Deaf and blind to children suffering
By MEL MARTIN
AS frightening as they may be, the results of a new study on people's attitudes towards child abuse did not surprise Andrew Deen.
"Child abuse is the biggest social problem in Australia, bar none," the president of the Coffs Harbour branch of Bikers Against Child Abuse (BACA) said.
"But it's like the rotten fruit at the bottom of the bowl that no one wants to touch. People just don't want to know about it.
"And as long as it stays that way, children will continue to suffer."
The Australian Childhood Foundation report, Out of Sight Out of Mind, found that child abuse was of less concern to Australians than the rising cost of petrol and problems with public transport.
It also discovered that despite research showing children rarely lie about being abused, a third of us would not believe a child telling us so, and 20 per cent of us would not know what to do if we did.
And that, according to Mr Deen, is because it's an issue we don't want to think about.
"The report found that half of people can't bear to look at pictures of children who have been abused or neglected," Mr Deen said.
"They can't stand to think about it, so they don't.
"Most people would want to protect an abused child, but they have no idea of the extent of the problem."
Yet, according to the report, over the past five years the number of reports of child abuse and neglect has more than doubled in Australia.

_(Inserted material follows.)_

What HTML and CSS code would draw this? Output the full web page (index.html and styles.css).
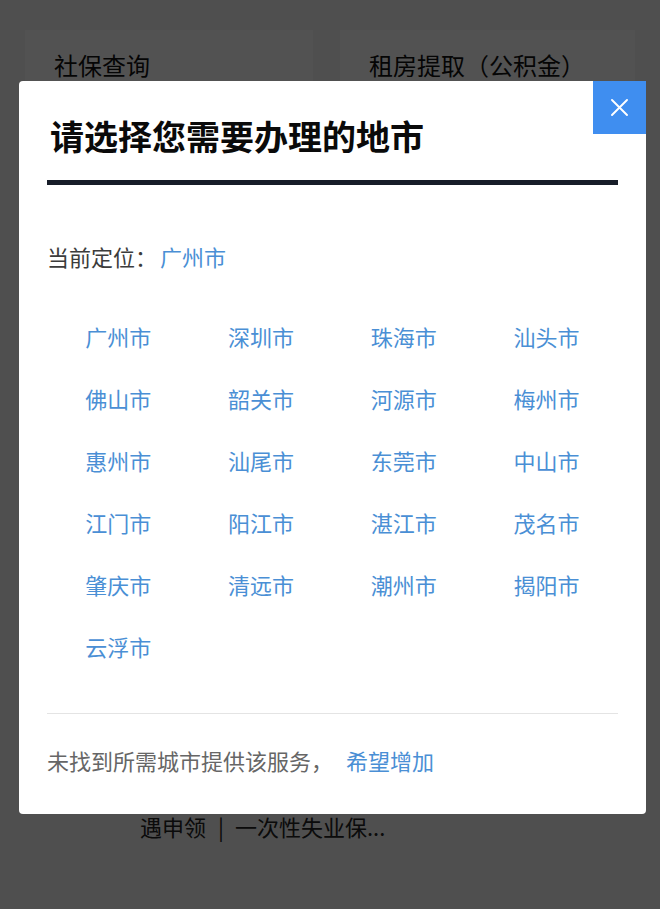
FILE: index.html
```html
<!DOCTYPE html>
<html lang="zh-CN">
<head>
<meta charset="utf-8">
<title>选择地市</title>
<link rel="stylesheet" href="styles.css">
</head>
<body>
<div class="page">
  <div class="cards">
    <div class="card">社保查询</div>
    <div class="card">租房提取（公积金）</div>
  </div>
  <div class="news">遇申领<span class="bar">|</span>一次性失业保...</div>
</div>

<div class="overlay">
  <div class="modal">
    <button class="close" aria-label="关闭">
      <svg width="17" height="17" viewBox="0 0 17 17"><path d="M1 1 L16 16 M16 1 L1 16" stroke="#fff" stroke-width="1.9" stroke-linecap="round" fill="none"/></svg>
    </button>
    <h1 class="title">请选择您需要办理的地市</h1>
    <div class="rule"></div>
    <div class="current">当前定位：<span class="link loc">广州市</span></div>
    <div class="cities">
      <span>广州市</span><span>深圳市</span><span>珠海市</span><span>汕头市</span>
      <span>佛山市</span><span>韶关市</span><span>河源市</span><span>梅州市</span>
      <span>惠州市</span><span>汕尾市</span><span>东莞市</span><span>中山市</span>
      <span>江门市</span><span>阳江市</span><span>湛江市</span><span>茂名市</span>
      <span>肇庆市</span><span>清远市</span><span>潮州市</span><span>揭阳市</span>
      <span>云浮市</span>
    </div>
    <div class="sep"></div>
    <div class="footer">未找到所需城市提供该服务，<span class="link more">希望增加</span></div>
  </div>
</div>
</body>
</html>
```
FILE: styles.css
```css
html, body {
  margin: 0;
  padding: 0;
}
body {
  background: #f4f4f4;
  font-family: "Noto Sans CJK SC", "Noto Sans", sans-serif;
  width: 660px;
  height: 909px;
  overflow: hidden;
}
.page {
  padding: 30px 25px 0;
}
.cards {
  display: grid;
  grid-template-columns: 288px 295px;
  column-gap: 27px;
}
.card {
  background: #fff;
  height: 120px;
  box-sizing: border-box;
  padding: 18px 29px;
  font-size: 24px;
  line-height: 34px;
  color: #111;
}
.news {
  margin-top: 660px;
  padding-left: 115px;
  font-size: 22px;
  line-height: 32px;
  color: #222;
}
.bar {
  display: inline-block;
  margin: 0 11px 0 12px;
}
.overlay {
  position: fixed;
  inset: 0;
  background: rgba(0, 0, 0, 0.68);
}
.modal {
  position: relative;
  margin: 81px 0 0 19px;
  width: 627px;
  height: 733px;
  box-sizing: border-box;
  padding: 35px 28px 0;
  background: #fff;
  border-radius: 4px;
}
.close {
  position: absolute;
  top: 0;
  right: 0;
  width: 53px;
  height: 53px;
  border: 0;
  padding: 0;
  background: #3f8ef0;
  display: flex;
  align-items: center;
  justify-content: center;
}
.title {
  margin: 0 0 0 3px;
  font-size: 34px;
  line-height: 40px;
  font-weight: 700;
  color: #0a0a0a;
}
.rule {
  margin-top: 24px;
  height: 5px;
  background: #171d29;
}
.current {
  margin-top: 55px;
  font-size: 22px;
  line-height: 32px;
  color: #3c3c3c;
}
.link {
  color: #4a8fd5;
}
.loc {
  margin-left: 3px;
}
.more {
  margin-left: 13px;
}
.cities {
  margin-top: 33px;
  display: grid;
  grid-template-columns: repeat(4, 1fr);
  grid-auto-rows: 62px;
  font-size: 22px;
  line-height: 62px;
  color: #4a8fd5;
  text-align: center;
}
.sep {
  margin-top: 36px;
  border-top: 1px solid #e4e4e4;
}
.footer {
  margin-top: 30px;
  font-size: 22px;
  line-height: 32px;
  color: #666;
}
```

In 2004-05, there were almost 700 new reports of child abuse per day ? that's one every two minutes and more than 252,000 over the year.
Mr Deen says BACA Coffs Harbour fully support the report's recommendation that the Federal Government develop a national child abuse prevention strategy with $50 million for a public education campaign.
"It's not enough, but it's a good start. Because unless a public education campaign brings the issue to the top of people's minds, then abuse will continue and will remain unreported," Mr Deen said.
The co-author of the report and chief executive officer of the Australian Childhood Foundation, Dr Joe Tucci, said $50 million would equate to spending less than $20 per reported case of child abuse.
"This is a small investment to make in comparison to the compelling evidence about the enormous financial, social and psychological costs of child abuse for children, families and the community as a whole," Dr Tucci said.
"Unless there is a clear understanding in the community of the nature, extent and impact of child abuse, we are fighting an uphill battle to prevent the trauma, abuse and violence experienced by hundreds of thousands of children around the country."
But the Federal Government has no plans to follow the recommendations, putting the onus on state and territory governments.
"The Australian Government is encouraging consistency between the states and territories on child protection," Families and Community Services Minister Mal Brough said.
"Children's services are run by the states and territories and I am looking forward to working with them on this issue."